You have become tainted Creek, can no longer be objective.
What have you done with my preciousssss...?
Van Pelt (and, sadly, Draya, who went along with him) was being totally unobjective and unprofessional. He kept on and on about the offensive foul call being the wrong call
due to the timing and not the accuracy. He was fanboying about how it was "unfair" to "take away" a great ending from "the viewers" (and "the ladies") and "the chance to see the game decided on the court." What he and ESPN wanted was a big , dramatic, last-second to finish. He even said that he would have been "okay with it" even if the shot had missed. How magnanimous of him.
As a fan, he has the right to be disappointed. We have literally seen national championships decided on last second shots...storybook endings (for the winners, anyway). But this ain't Hollywood. Sometimes players make mistakes and commit fouls, step on end lines, run into kickers, hold opponents by the jerseys...and, yes,
double dribble in the worst way.
Van Pelt would have been crying and moaning and saying how "unfair' it was to "rob the viewers" of a great ending in our last game with SC. And then complained loudly about how "the officiating sucked" because
they correctly enforced the rules.Think about that. He repeatedly and loudly criticized the refs simply because he didn't get the ending he wanted. That is unprofessional.

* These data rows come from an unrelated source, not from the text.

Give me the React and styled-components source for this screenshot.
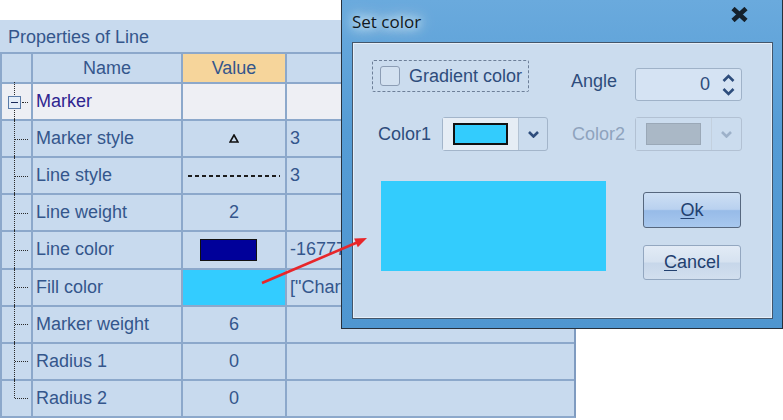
import styled, { createGlobalStyle } from "styled-components"

const GlobalStyle = createGlobalStyle`
  html, body {
    margin: 0;
    padding: 0;
    background: #ffffff;
  }
  body {
    font-family: "Liberation Sans", Arial, sans-serif;
  }
`

const Page = styled.div`
  position: relative;
  width: 783px;
  height: 420px;
  overflow: hidden;
  padding-top: 20px;
  box-sizing: border-box;
`

/* ---------- property grid ---------- */

const Panel = styled.div`
  width: 576px;
  height: 398px;
  display: flex;
  flex-direction: column;
  background: #c8daee;
`

const PanelTitle = styled.div`
  height: 32px;
  padding-left: 8px;
  line-height: 34px;
  font-size: 18px;
  color: #34568c;
`

const Grid = styled.div`
  flex: 1;
  display: grid;
  grid-template-columns: 29px 148px 102px 1fr;
  grid-template-rows: 28px repeat(9, 1fr);
  gap: 2px;
  border: 2px solid #8ca8cb;
  border-right-color: #7f9bc0;
  background: #8ca8cb;
`

const HeadCell = styled.div`
  display: flex;
  align-items: center;
  justify-content: center;
  font-size: 18px;
  color: #34568c;
  background: ${({ $active }) => ($active ? "#f6d59b" : "#c8daee")};
`

const Cell = styled.div`
  display: flex;
  align-items: center;
  justify-content: ${({ $center }) => ($center ? "center" : "flex-start")};
  padding-left: ${({ $center }) => ($center ? "0" : "3px")};
  overflow: hidden;
  white-space: nowrap;
  font-size: 18px;
  color: ${({ $group }) => ($group ? "#2e2590" : "#34568c")};
  background: ${({ $group, $fill }) => $fill || ($group ? "#eeeff4" : "#c8daee")};
`

const TreeCell = styled.div`
  position: relative;
  background: ${({ $group }) => ($group ? "#eeeff4" : "#c8daee")};

  &::before {
    content: "";
    position: absolute;
    left: 12px;
    top: -2px;
    bottom: ${({ $last }) => ($last ? "50%" : "-2px")};
    border-left: 1px dotted #2a2a2a;
  }

  &::after {
    content: "";
    position: absolute;
    left: ${({ $group }) => ($group ? "20px" : "13px")};
    width: ${({ $group }) => ($group ? "6px" : "13px")};
    top: 50%;
    border-top: 1px dotted #2a2a2a;
  }
`

const ExpandBox = styled.span`
  position: absolute;
  left: 6px;
  top: 50%;
  width: 11px;
  height: 11px;
  margin-top: -6px;
  border: 1px solid #5a7ba8;
  background: #e4edf8;
  z-index: 1;

  &::after {
    content: "";
    position: absolute;
    left: 2px;
    right: 2px;
    top: 5px;
    height: 1px;
    background: #1a2a5a;
  }
`

const DashLine = styled.div`
  width: 92px;
  height: 2px;
  background: repeating-linear-gradient(90deg, #1c1c1c 0 4px, transparent 4px 7px);
`

const Swatch = styled.div`
  width: 55px;
  height: 20px;
  margin-right: 12px;
  border: 1px solid #111;
  background: ${({ $color }) => $color};
`

const Triangle = () => (
  <svg width="10" height="9" viewBox="0 0 10 9">
    <polygon points="5,1 9,8 1,8" fill="none" stroke="#111" strokeWidth="1.6" />
  </svg>
)

const rows = [
  { name: "Marker style", value: <Triangle />, extra: "3" },
  { name: "Line style", value: <DashLine />, extra: "3" },
  { name: "Line weight", value: "2", extra: "" },
  { name: "Line color", value: <Swatch $color="#00009a" />, extra: "-16777216" },
  { name: "Fill color", value: "", extra: '["Chart.FillColor"]', fill: "#33ccff" },
  { name: "Marker weight", value: "6", extra: "" },
  { name: "Radius 1", value: "0", extra: "" },
  { name: "Radius 2", value: "0", extra: "" },
]

/* ---------- dialog ---------- */

const Dialog = styled.div`
  position: absolute;
  left: 341px;
  top: 0;
  width: 442px;
  height: 329px;
  box-sizing: border-box;
  border: 1px solid #27313d;
  border-top: none;
  background: linear-gradient(180deg, #6aaadd 0%, #559cd5 40%, #4f96d0 100%);
  padding: 0 9px 9px 10px;
  display: flex;
  flex-direction: column;
`

const TitleBar = styled.div`
  height: 42px;
  display: flex;
  align-items: center;
  justify-content: space-between;
`

const TitleText = styled.span`
  font-family: "Open Sans", "Noto Sans", sans-serif;
  font-size: 17px;
  color: #101820;
  text-shadow: 0 0 8px #eaf4ff, 0 0 14px #eaf4ff, 0 0 20px #dcecfb;
`

const CloseIcon = styled.svg`
  align-self: flex-start;
  margin-top: 7px;
  margin-right: 25px;
`

const Body = styled.div`
  flex: 1;
  border: 1px solid #43566b;
  box-shadow: inset 0 0 0 1px #e6eef7;
  background: #cbdcee;
  padding: 17px 0 0 19px;
  display: flex;
  flex-direction: column;
`

const Row = styled.div`
  display: flex;
  align-items: flex-start;
  margin-top: ${({ $top }) => $top || 0}px;
`

const FocusBox = styled.label`
  width: 157px;
  height: 32px;
  box-sizing: border-box;
  border: 1px dashed #6d7f98;
  border-radius: 2px;
  display: flex;
  align-items: center;
  gap: 9px;
  padding-left: 7px;
  font-size: 18px;
  color: #2e4c7c;
`

const CheckBox = styled.span`
  width: 20px;
  height: 20px;
  box-sizing: border-box;
  border: 1px solid #8c9db4;
  border-radius: 3px;
  background: #d3e1f0;
`

const Group = styled.div`
  display: flex;
  align-items: center;
  margin-left: ${({ $left }) => $left || 0}px;
  margin-top: ${({ $top }) => $top || 0}px;
`

const Label = styled.span`
  width: ${({ $width }) => $width}px;
  font-size: 18px;
  color: ${({ $disabled }) => ($disabled ? "#8fa3bd" : "#2e4c7c")};
  padding-bottom: ${({ $lift }) => $lift || 0}px;
`

const SpinBox = styled.div`
  width: 107px;
  height: 33px;
  box-sizing: border-box;
  border: 1px solid #9fb2c8;
  border-radius: 3px;
  background: #d5e3f3;
  display: flex;
  align-items: center;
  justify-content: flex-end;
  gap: 12px;
  padding-right: 6px;
  font-size: 18px;
  color: #2e4c7c;
`

const SpinArrows = styled.svg`
  display: block;
`

const Combo = styled.div`
  width: ${({ $width }) => $width}px;
  height: 34px;
  box-sizing: border-box;
  border: 1px solid ${({ $disabled }) => ($disabled ? "#b2c1d3" : "#a3b5ca")};
  border-radius: 3px;
  display: flex;
`

const ComboField = styled.div`
  width: 76px;
  display: flex;
  align-items: center;
  padding-left: 10px;
  box-sizing: border-box;
  border-right: 1px solid ${({ $disabled }) => ($disabled ? "#c3d0de" : "#b4c3d4")};
  background: ${({ $disabled }) => ($disabled ? "#cbdcee" : "#e6edf5")};
`

const ComboSwatch = styled.div`
  width: 55px;
  height: 22px;
  box-sizing: border-box;
  border: ${({ $disabled }) => ($disabled ? "1px solid #9aa8b7" : "2px solid #111")};
  background: ${({ $color }) => $color};
`

const ComboButton = styled.div`
  flex: 1;
  display: flex;
  align-items: center;
  justify-content: center;
  color: ${({ $disabled }) => ($disabled ? "#9db1c9" : "#2e4d7c")};
`

const Chevron = ({ up }) => (
  <svg width="11" height="7" viewBox="0 0 11 7">
    <polyline
      points={up ? "1,6 5.5,1.5 10,6" : "1,1 5.5,5.5 10,1"}
      fill="none"
      stroke="currentColor"
      strokeWidth="2.6"
    />
  </svg>
)

const Preview = styled.div`
  width: 225px;
  height: 90px;
  margin-left: 9px;
  background: #33ccfd;
`

const Buttons = styled.div`
  display: flex;
  flex-direction: column;
  gap: 17px;
  margin-left: 37px;
  margin-top: 11px;
`

const Button = styled.button`
  width: 98px;
  height: ${({ $primary }) => ($primary ? 36 : 35)}px;
  border-radius: 3px;
  border: 1px solid ${({ $primary }) => ($primary ? "#56677e" : "#93a7c0")};
  background: ${({ $primary }) =>
    $primary
      ? "linear-gradient(180deg, #cddff4 0%, #b9d1ef 48%, #97bbe8 52%, #a8c8ee 100%)"
      : "linear-gradient(180deg, #e2ebf6 0%, #d6e2f0 48%, #c7d7ea 52%, #d2dfee 100%)"};
  font-family: "Liberation Sans", Arial, sans-serif;
  font-size: 18px;
  color: #22406f;
  padding: 0;

  u {
    text-decoration: underline;
    text-underline-offset: 2px;
  }
`

/* ---------- annotation ---------- */

const Overlay = styled.svg`
  position: absolute;
  left: 0;
  top: 0;
  pointer-events: none;
`

export default function App() {
  return (
    <Page>
      <GlobalStyle />
      <Panel>
        <PanelTitle>Properties of Line</PanelTitle>
        <Grid>
          <HeadCell />
          <HeadCell>Name</HeadCell>
          <HeadCell $active>Value</HeadCell>
          <HeadCell />

          <TreeCell $group>
            <ExpandBox />
          </TreeCell>
          <Cell $group>Marker</Cell>
          <Cell $group />
          <Cell $group />

          {rows.map((row, i) => [
            <TreeCell key={`t${i}`} $last={i === rows.length - 1} />,
            <Cell key={`n${i}`}>{row.name}</Cell>,
            <Cell key={`v${i}`} $center $fill={row.fill}>
              {row.value}
            </Cell>,
            <Cell key={`e${i}`}>{row.extra}</Cell>,
          ])}
        </Grid>
      </Panel>

      <Dialog>
        <TitleBar>
          <TitleText>Set color</TitleText>
          <CloseIcon width="17" height="15" viewBox="0 0 17 15">
            <path d="M2 1.5 L15 13.5 M15 1.5 L2 13.5" stroke="#15212c" strokeWidth="4.6" />
          </CloseIcon>
        </TitleBar>
        <Body>
          <Row>
            <FocusBox>
              <CheckBox />
              Gradient color
            </FocusBox>
            <Group $left={42} $top={8}>
              <Label $width={64} $lift={6}>
                Angle
              </Label>
              <SpinBox>
                0
                <SpinArrows width="13" height="22" viewBox="0 0 13 22">
                  <polyline points="1.5,7 6.5,2 11.5,7" fill="none" stroke="#2e4d7c" strokeWidth="2.6" />
                  <polyline points="1.5,15 6.5,20 11.5,15" fill="none" stroke="#2e4d7c" strokeWidth="2.6" />
                </SpinArrows>
              </SpinBox>
            </Group>
          </Row>

          <Row $top={16}>
            <Group $left={6}>
              <Label $width={64}>Color1</Label>
              <Combo $width={106}>
                <ComboField>
                  <ComboSwatch $color="#33ccfd" />
                </ComboField>
                <ComboButton>
                  <Chevron />
                </ComboButton>
              </Combo>
            </Group>
            <Group $left={24}>
              <Label $width={63} $disabled>
                Color2
              </Label>
              <Combo $width={107} $disabled>
                <ComboField $disabled>
                  <ComboSwatch $disabled $color="#aab8c6" />
                </ComboField>
                <ComboButton $disabled>
                  <Chevron />
                </ComboButton>
              </Combo>
            </Group>
          </Row>

          <Row $top={30}>
            <Preview />
            <Buttons>
              <Button $primary>
                <u>O</u>k
              </Button>
              <Button>
                <u>C</u>ancel
              </Button>
            </Buttons>
          </Row>
        </Body>
      </Dialog>

      <Overlay width="783" height="420" viewBox="0 0 783 420">
        <line x1="262" y1="283" x2="357" y2="242.5" stroke="#e8262a" strokeWidth="2.6" />
        <polygon points="367,238 357.8,247.2 354.2,238.6" fill="#e8262a" />
      </Overlay>
    </Page>
  )
}
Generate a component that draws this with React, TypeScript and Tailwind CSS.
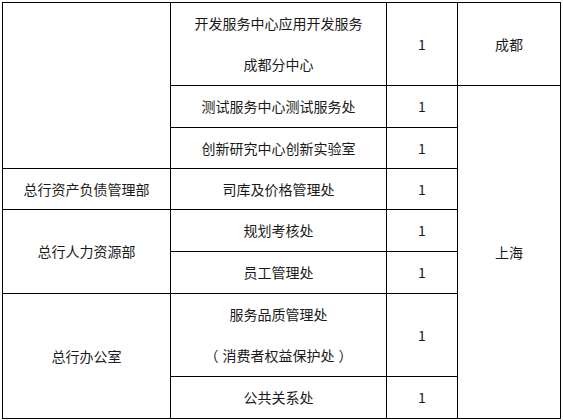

Refs are supposed to be impartial. They're not supposed to tip the scales either way. Not calling an infraction they see in front of them is just as bad as calling phantom fouls... especially if they're making or not making calls to set up particular scenarios just to please some fans.
The refs didn't rob anybody of anything. Edwards robbed Van Pelt of his fantasy ending by committing the foul. She's an All-American and an Olympian. She had the choice to make, not the refs. She gambled and lost. Deal with it. Reality isn't always as fun as fantasy. Van Pelt should have either tried to demonstrate that the call was incorrect (not just inconvenient for the preferred script) or have simply ruefully regretted that the game didn't have the drama he wanted to see. Otherwise, he should not have tainted his objective view simply because Old Yeller had to be put down.